**Aim of the exercise**
Each line containing the word "index" should be found and copied.

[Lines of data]
· · · · · · ·
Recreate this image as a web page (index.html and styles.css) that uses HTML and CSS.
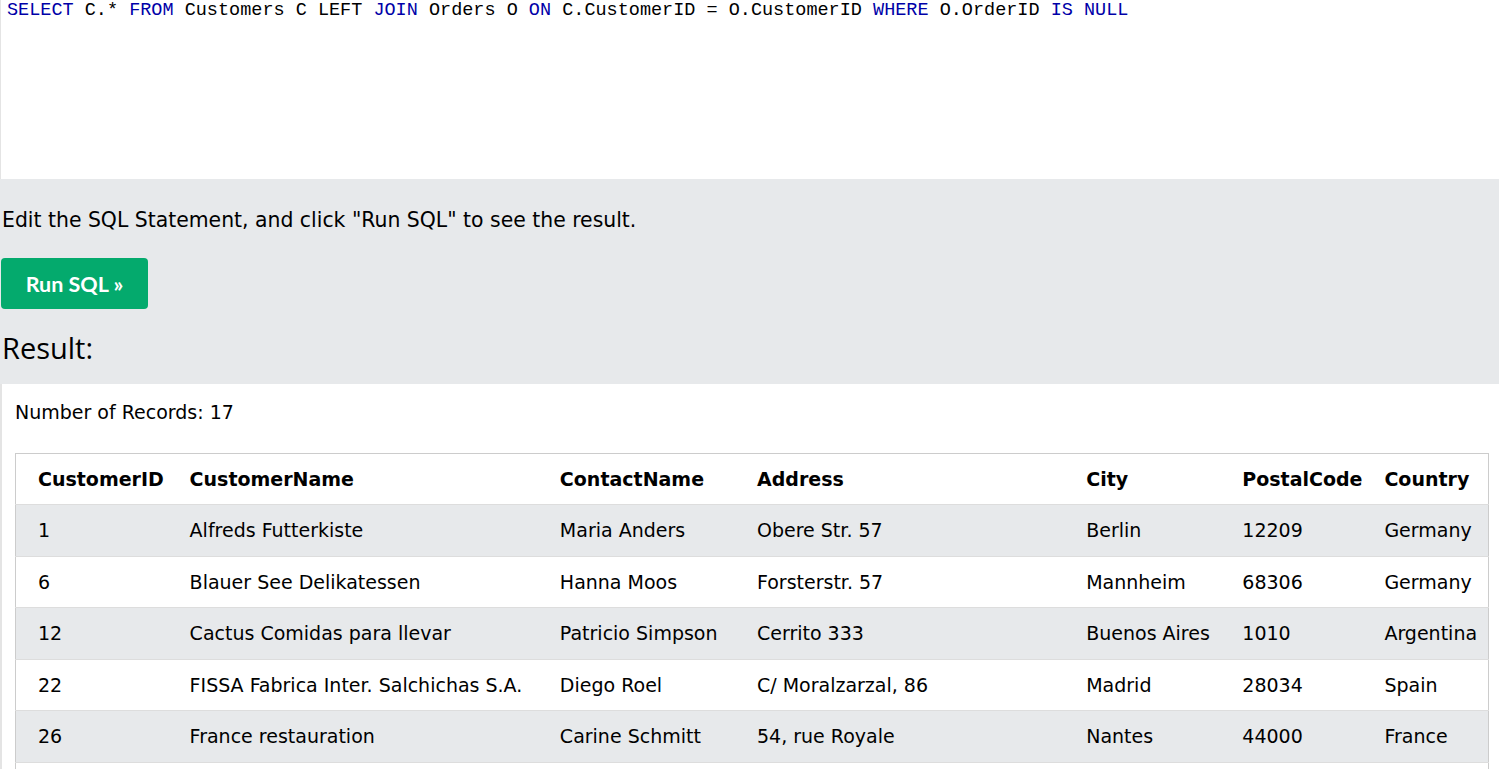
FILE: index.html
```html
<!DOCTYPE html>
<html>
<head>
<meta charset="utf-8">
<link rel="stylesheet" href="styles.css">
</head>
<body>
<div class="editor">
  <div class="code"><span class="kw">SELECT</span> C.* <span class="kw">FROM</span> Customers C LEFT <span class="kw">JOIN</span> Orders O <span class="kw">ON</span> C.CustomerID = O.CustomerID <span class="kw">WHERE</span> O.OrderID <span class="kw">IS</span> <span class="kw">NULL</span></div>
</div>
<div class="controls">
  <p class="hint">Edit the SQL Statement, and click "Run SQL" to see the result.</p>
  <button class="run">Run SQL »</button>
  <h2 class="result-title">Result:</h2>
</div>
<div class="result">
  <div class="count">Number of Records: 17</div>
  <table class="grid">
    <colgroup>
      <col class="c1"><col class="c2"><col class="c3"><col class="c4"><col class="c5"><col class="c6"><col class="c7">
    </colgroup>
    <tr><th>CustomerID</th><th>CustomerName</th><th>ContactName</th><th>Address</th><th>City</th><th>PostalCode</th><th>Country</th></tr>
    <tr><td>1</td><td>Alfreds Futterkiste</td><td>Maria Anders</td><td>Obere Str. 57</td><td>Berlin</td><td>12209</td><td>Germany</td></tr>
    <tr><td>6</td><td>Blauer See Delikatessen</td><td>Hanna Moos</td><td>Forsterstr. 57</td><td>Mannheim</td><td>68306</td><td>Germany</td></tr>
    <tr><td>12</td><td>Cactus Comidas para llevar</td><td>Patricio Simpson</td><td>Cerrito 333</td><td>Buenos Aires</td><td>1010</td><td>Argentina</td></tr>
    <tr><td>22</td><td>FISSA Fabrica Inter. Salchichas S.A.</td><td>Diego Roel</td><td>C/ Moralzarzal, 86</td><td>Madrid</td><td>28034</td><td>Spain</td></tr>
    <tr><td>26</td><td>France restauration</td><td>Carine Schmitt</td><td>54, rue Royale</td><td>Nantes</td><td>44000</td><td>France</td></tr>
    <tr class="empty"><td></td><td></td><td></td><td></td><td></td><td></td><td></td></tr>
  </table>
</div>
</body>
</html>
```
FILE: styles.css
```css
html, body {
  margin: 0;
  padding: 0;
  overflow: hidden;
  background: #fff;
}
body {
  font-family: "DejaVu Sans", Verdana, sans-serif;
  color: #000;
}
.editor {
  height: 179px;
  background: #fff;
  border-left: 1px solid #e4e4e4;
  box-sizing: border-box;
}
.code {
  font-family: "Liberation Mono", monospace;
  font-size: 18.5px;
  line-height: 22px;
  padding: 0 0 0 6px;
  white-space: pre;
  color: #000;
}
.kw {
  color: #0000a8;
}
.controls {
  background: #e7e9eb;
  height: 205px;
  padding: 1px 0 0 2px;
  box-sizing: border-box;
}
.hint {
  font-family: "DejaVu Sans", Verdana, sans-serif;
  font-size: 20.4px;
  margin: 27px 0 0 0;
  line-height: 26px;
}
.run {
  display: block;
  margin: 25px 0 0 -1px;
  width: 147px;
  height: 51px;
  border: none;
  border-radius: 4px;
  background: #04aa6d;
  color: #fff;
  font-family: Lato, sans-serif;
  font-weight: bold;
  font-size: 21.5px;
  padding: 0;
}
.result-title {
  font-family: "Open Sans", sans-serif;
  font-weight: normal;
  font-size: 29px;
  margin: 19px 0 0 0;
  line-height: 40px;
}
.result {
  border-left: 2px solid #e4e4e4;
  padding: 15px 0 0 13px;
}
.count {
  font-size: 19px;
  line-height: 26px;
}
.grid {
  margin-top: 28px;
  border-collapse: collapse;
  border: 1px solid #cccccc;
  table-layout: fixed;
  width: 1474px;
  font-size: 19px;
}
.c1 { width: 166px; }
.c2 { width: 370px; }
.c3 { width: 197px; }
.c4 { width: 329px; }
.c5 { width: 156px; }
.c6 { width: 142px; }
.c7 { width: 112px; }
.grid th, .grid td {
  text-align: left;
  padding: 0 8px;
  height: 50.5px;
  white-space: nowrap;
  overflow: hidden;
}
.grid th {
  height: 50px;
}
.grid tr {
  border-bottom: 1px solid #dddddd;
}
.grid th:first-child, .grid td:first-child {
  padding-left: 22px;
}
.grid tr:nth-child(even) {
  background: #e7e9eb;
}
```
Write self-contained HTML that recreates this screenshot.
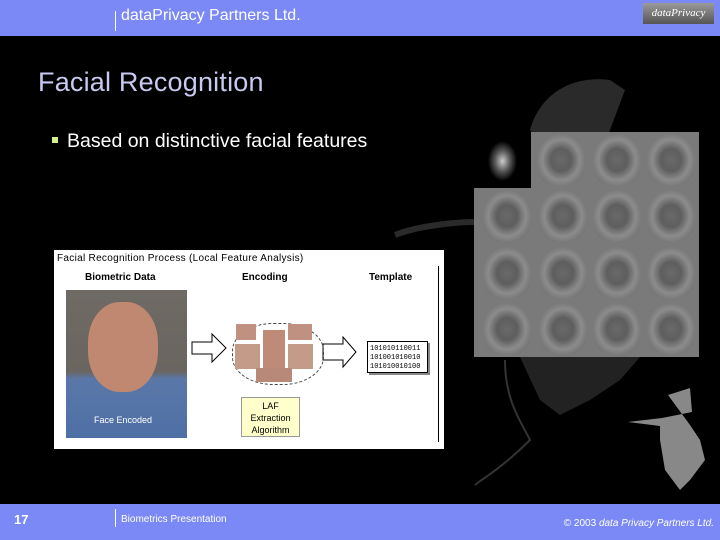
· · · · · · ·
**The output**
Recreate this image as a web page (index.html and styles.css) that uses HTML and CSS.
FILE: index.html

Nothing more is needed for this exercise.